Jasper helmet-shaped ewer
Ca. 1600. Enamel, Jasper, Gold.Room 079B
Vessel made up of two pieces of hardstone and three enamelled gold mounts. The larger piece forms the deep boat-shaped bowl, with the front raised, leaves on the rim, and a volute at the rear. A high S-shaped handle curves above the mouth and is connected to the body with a rectangular brooch-like appliqué. The bowl is joined with ring mounts to the short moulded stem, which ends in a flat oval foot with another ring mounted around the edge. The designs of the enamelling consist of jasmines, volutes and ribbons in black and white with touches of blue, all opaque.

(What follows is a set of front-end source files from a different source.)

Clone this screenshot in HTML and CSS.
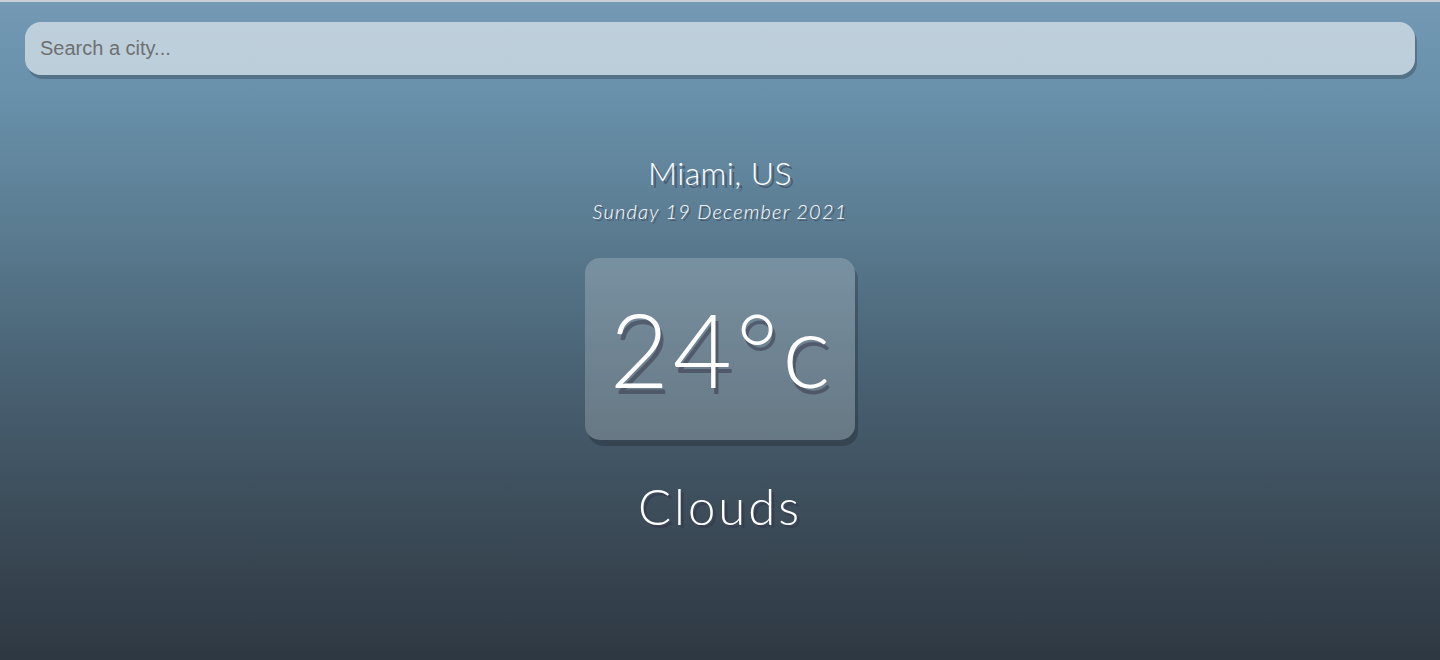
FILE: index.html
```html
<!DOCTYPE html>
<html lang="en">
<head>
<meta charset="utf-8">
<title>Weather</title>
<link rel="stylesheet" href="styles.css">
</head>
<body>
<div class="topline"></div>
<main class="app">
  <div class="search-box">
    <input class="search-bar" type="text" placeholder="Search a city...">
  </div>
  <div class="location-box">
    <div class="location">Miami, US</div>
    <div class="date">Sunday 19 December 2021</div>
  </div>
  <div class="weather-box">
    <div class="temp">24°c</div>
    <div class="weather">Clouds</div>
  </div>
</main>
</body>
</html>
```
FILE: styles.css
```css
* { box-sizing: border-box; margin: 0; padding: 0; }
html, body { height: 100%; }
body {
  font-family: "Lato", "Noto Sans", sans-serif;
  background: #2e3a44;
  overflow: hidden;
}
.topline {
  height: 2px;
  background: #c9cfd4;
}
.app {
  height: 658px;
  padding: 20px 25px 25px;
  background: linear-gradient(to bottom, #7399b4 0%, #6890aa 15%, #5a7b90 35%, #4a6375 55%, #3c4c59 78%, #2e3842 100%);
}
.search-box {
  margin-bottom: 78px;
}
.search-bar {
  display: block;
  width: 100%;
  height: 53px;
  padding: 0 15px;
  border: none;
  outline: none;
  border-radius: 16px;
  background: rgba(255, 255, 255, 0.55);
  box-shadow: 2px 4px rgba(0, 0, 0, 0.22);
  font-family: "Liberation Sans", Arial, sans-serif;
  font-size: 20px;
  color: #313131;
}
.search-bar::placeholder { color: #6e6f71; }
.location-box { text-align: center; color: #fff; }
.location {
  font-size: 32px;
  font-weight: 300;
  line-height: 40px;
  letter-spacing: 0.4px;
  text-shadow: 3px 3px rgba(50, 50, 70, 0.5);
}
.date {
  font-size: 20px;
  font-weight: 300;
  font-style: italic;
  line-height: 28px;
  margin-top: 4px;
  letter-spacing: 1.2px;
  text-shadow: 2px 2px rgba(50, 50, 70, 0.5);
}
.weather-box { text-align: center; color: #fff; }
.temp {
  display: inline-block;
  margin: 33px auto 36px;
  width: 270px;
  height: 182px;
  line-height: 182px;
  border-radius: 15px;
  background: rgba(255, 255, 255, 0.2);
  box-shadow: 3px 6px rgba(0, 0, 0, 0.2);
  font-size: 102px;
  font-weight: 300;
  letter-spacing: 4px;
  padding-left: 4px;
  text-shadow: 3px 6px rgba(50, 50, 70, 0.5);
}
.weather {
  font-size: 49px;
  font-weight: 300;
  line-height: 60px;
  letter-spacing: 3px;
  text-shadow: 3px 3px rgba(50, 50, 70, 0.5);
}
```
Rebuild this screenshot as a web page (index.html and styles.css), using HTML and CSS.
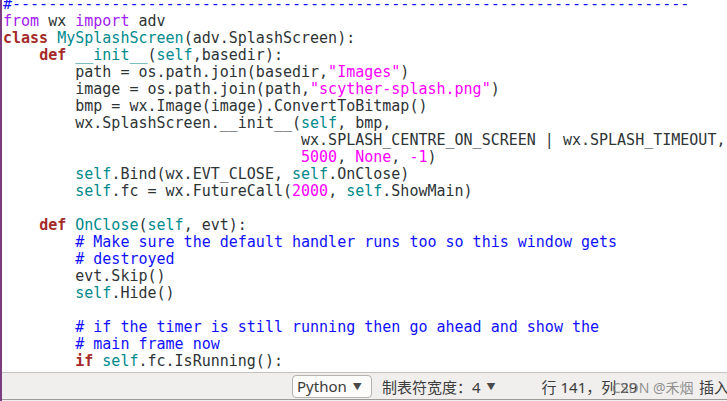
FILE: index.html
```html
<!DOCTYPE html>
<html lang="zh-CN">
<head>
    <meta charset="UTF-8">
    <meta name="viewport" content="width=device-width, initial-scale=1.0">
    <title>splash.py - gedit</title>
    <link rel="stylesheet" href="styles.css">
</head>
<body>
    <div class="window">
        <div class="editor">
<pre class="code"><span class="cm">#---------------------------------------------------------------------------</span>
<span class="pp">from</span> wx <span class="pp">import</span> adv
<span class="kw">class</span> <span class="fn">MySplashScreen</span>(adv.SplashScreen):
    <span class="kw">def</span> <span class="fn">__init__</span>(<span class="fn">self</span>,basedir):
        path = os.path.join(basedir,<span class="st">"Images"</span>)
        image = os.path.join(path,<span class="st">"scyther-splash.png"</span>)
        bmp = wx.Image(image).ConvertToBitmap()
        wx.SplashScreen.__init__(<span class="fn">self</span>, bmp,
                                 wx.SPLASH_CENTRE_ON_SCREEN | wx.SPLASH_TIMEOUT,
                                 <span class="st">5000</span>, <span class="st">None</span>, <span class="st">-1</span>)
        <span class="fn">self</span>.Bind(wx.EVT_CLOSE, <span class="fn">self</span>.OnClose)
        <span class="fn">self</span>.fc = wx.FutureCall(<span class="st">2000</span>, <span class="fn">self</span>.ShowMain)

    <span class="kw">def</span> <span class="fn">OnClose</span>(<span class="fn">self</span>, evt):
        <span class="cm"># Make sure the default handler runs too so this window gets</span>
        <span class="cm"># destroyed</span>
        evt.Skip()
        <span class="fn">self</span>.Hide()

        <span class="cm"># if the timer is still running then go ahead and show the</span>
        <span class="cm"># main frame now</span>
        <span class="kw">if</span> <span class="fn">self</span>.fc.IsRunning():</pre>
        </div>
        <div class="statusbar">
            <div class="lang-btn">Python <span class="caret">&#9660;</span></div>
            <div class="tabwidth">制表符宽度：4 <span class="caret">&#9660;</span></div>
            <div class="position">行 141，列 29</div>
            <div class="mode">插入</div>
            <div class="watermark">CSDN @禾烟</div>
        </div>
    </div>
</body>
</html>
```

FILE: styles.css
```css
body{
    margin: 0;
    background-color: #f0efee;
}

.window{
    width: 725px;
    height: 401px;
    border-left: 2px solid #7b3d80;
    display: flex;
    flex-direction: column;
    overflow: hidden;
}

.editor{
    height: 372px;
    background-color: #ffffff;
    overflow: hidden;
}

.code{
    margin: -4px 0 0 0;
    padding-left: 1px;
    font-family: "DejaVu Sans Mono", monospace;
    font-size: 15px;
    line-height: 17px;
    color: #2e3436;
    white-space: pre;
}

.cm{
    color: #1010ff;
}

.pp{
    color: #a020f0;
}

.kw{
    color: #a52a2a;
    font-weight: bold;
}

.fn{
    color: #008a8c;
}

.st{
    color: #ff00ff;
}

.statusbar{
    position: relative;
    height: 26px;
    border-top: 1px solid #c3c2c0;
    border-bottom: 1px solid #9c9b99;
    background-color: #f0efee;
    display: flex;
    align-items: center;
    font-family: "Noto Sans", "Noto Sans CJK SC", sans-serif;
    font-size: 15px;
    color: #3c3c3c;
}

.lang-btn{
    margin-left: 290px;
    margin-top: 1px;
    width: 74px;
    height: 21px;
    padding-left: 4px;
    border: 1px solid #b4b3b1;
    border-radius: 4px;
    background-color: #fbfbfa;
    display: flex;
    align-items: center;
    line-height: 21px;
}

.caret{
    font-size: 9px;
    margin-left: 6px;
    color: #4a4a4a;
}

.tabwidth{
    margin-left: 10px;
    display: flex;
    align-items: center;
}

.position{
    margin-left: 46px;
}

.mode{
    margin-left: auto;
    margin-right: -2px;
}

.watermark{
    position: absolute;
    left: 610px;
    top: 4px;
    font-size: 14px;
    color: rgba(120, 120, 120, 0.8);
}
```
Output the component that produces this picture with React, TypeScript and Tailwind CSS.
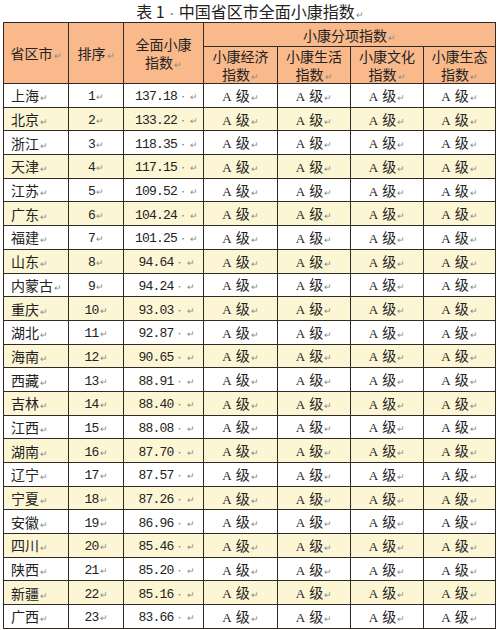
const rows: [string, string][] = [
  ["上海", "137.18"],
  ["北京", "133.22"],
  ["浙江", "118.35"],
  ["天津", "117.15"],
  ["江苏", "109.52"],
  ["广东", "104.24"],
  ["福建", "101.25"],
  ["山东", "94.64"],
  ["内蒙古", "94.24"],
  ["重庆", "93.03"],
  ["湖北", "92.87"],
  ["海南", "90.65"],
  ["西藏", "88.91"],
  ["吉林", "88.40"],
  ["江西", "88.08"],
  ["湖南", "87.70"],
  ["辽宁", "87.57"],
  ["宁夏", "87.26"],
  ["安徽", "86.96"],
  ["四川", "85.46"],
  ["陕西", "85.20"],
  ["新疆", "85.16"],
  ["广西", "83.66"],
];

const cjk = "font-['Noto_Sans_CJK_SC',sans-serif]";
const mono = "font-['Liberation_Mono','Noto_Sans_CJK_SC',monospace]";

function Mark() {
  return <span className="ml-[1px] text-[9px] leading-none text-[#8a8a8a]">↵</span>;
}

function Grade() {
  return (
    <span className="text-[14px] text-[#222]">
      <span className="font-['Liberation_Serif',serif] text-[13px]">A</span>
      <span className="ml-[4px]">级</span>
      <Mark />
    </span>
  );
}

function TwoLine({ top }: { top: string }) {
  return (
    <div className="flex flex-col items-center leading-[18px]">
      <span className="block h-[18px] leading-[18px]">{top}</span>
      <span className="block h-[18px] leading-[18px]">
        指数
        <Mark />
      </span>
    </div>
  );
}

const cell = "border border-[#2f2a25] p-0";

export default function App() {
  return (
    <div className={`w-[500px] h-[630px] overflow-hidden bg-white ${cjk}`}>
      <h1 className="h-[22px] text-center text-[16px] leading-[22px] text-[#222]">
        表 1<span className="text-[#888] text-[10px] mx-[2px]">·</span>中国省区市全面小康指数
        <Mark />
      </h1>
      <table className="ml-[3px] w-[492px] border-collapse table-fixed text-[#222]">
        <colgroup>
          <col className="w-[65px]" />
          <col className="w-[55px]" />
          <col className="w-[80px]" />
          <col className="w-[74px]" />
          <col className="w-[73px]" />
          <col className="w-[73px]" />
          <col className="w-[72px]" />
        </colgroup>
        <thead className="bg-[#f9b98b] text-[14px] leading-[18px]">
          <tr className="h-[24px]">
            <th rowSpan={2} className={`${cell} font-normal`}>
              省区市<Mark />
            </th>
            <th rowSpan={2} className={`${cell} font-normal`}>
              排序<Mark />
            </th>
            <th rowSpan={2} className={`${cell} font-normal`}>
              <TwoLine top="全面小康" />
            </th>
            <th colSpan={4} className={`${cell} font-normal`}>
              小康分项指数<Mark />
            </th>
          </tr>
          <tr className="h-[36px]">
            {["经济", "生活", "文化", "生态"].map((k) => (
              <th key={k} className={`${cell} font-normal`}>
                <TwoLine top={`小康${k}`} />
              </th>
            ))}
          </tr>
        </thead>
        <tbody className="leading-[16px]">
          {rows.map(([name, score], i) => (
            <tr
              key={name}
              className={`h-[23.7px] ${i % 2 === 1 ? "bg-[#fdf6d4]" : "bg-white"}`}
            >
              <td className={`${cell} pl-[7px] text-[14px]`}>
                {name}
                <Mark />
              </td>
              <td className={`${cell} text-center`}>
                <span className={`${mono} text-[13px] tracking-[-0.8px]`}>{i + 1}</span>
                <Mark />
              </td>
              <td className={`${cell} text-center pl-[6px]`}>
                <span className={`${mono} text-[13px] tracking-[-0.8px]`}>{score}</span>
                <span className="text-[8px] text-[#888] mx-[2px]">·</span>
                <Mark />
              </td>
              {[0, 1, 2, 3].map((k) => (
                <td key={k} className={`${cell} text-center`}>
                  <Grade />
                </td>
              ))}
            </tr>
          ))}
        </tbody>
      </table>
    </div>
  );
}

Following the description in the Spanish inventories, Angulo pointed out that the piece resembles a helmet when inverted, and was therefore formerly called a "morion". However, as Arbeteta emphasised, it repeats a model for a ewer that was very frequent in the Netherlands, where a similar design continues to be produced today.
As an example of the difficulties involved in identifying hardstones, this vessel was considered to be of oriental agate in the 1689 Versailles inventory; of oriental diaspore when described in 1776 by the Real Gabinete de Historia Natural; of yellowish agate with veins of oriental cornelian according to the Governing Committee of the Museo de Ciencias Naturales in 1839; of chalcedony with cornelian veins in the gemological study of 1989; and of jasper in the study carried out at the Restoration Workshop of the Museo Nacional del Prado in 2017.
Arbeteta noted that the design of the vessel is undoubtedly related to forms from classical Antiquity, filtered through the most imaginative designs of Enea Vico as reinterpreted by numerous followers such as Cornelis Floris, who published vessels with a certain similarity in their volumes in 1548. This piece is related to the curved and hull-shaped forms typical of the production of the Prague workshop of the Miseroni, whose director, Ottavio, preferred designs for vessels with volutes and large smooth surfaces, though with certain elements in relief that give the object an organic appearance. The short-stemmed foot is also a frequent model in the Miseroni workshop. Distelberger related this piece to a later vessel preserved at the Kunstkammer of the Kunsthistorisches Museum, inv. 1640, which he considered to be by the hand of Ottavio. It is very similar in its strange shape, though prepared in this case for a stem or foot to be fitted. The mounting, Italian rather than Central European in taste, also seems to indicate the same provenance. The closest visual parallel to this piece is the common form of domestic ewer or jug that is still found in the households of Holland and Belgium, generally made of copper. The model is certainly an old one, and suggests a use of similar designs in the Netherlands that may be extendable to Central Europe.
The state of the work in the 19th century can be seen through the photography of Juan Laurent y Minier, Untitled, c. 1879, Museo del Prado, HF0835/54.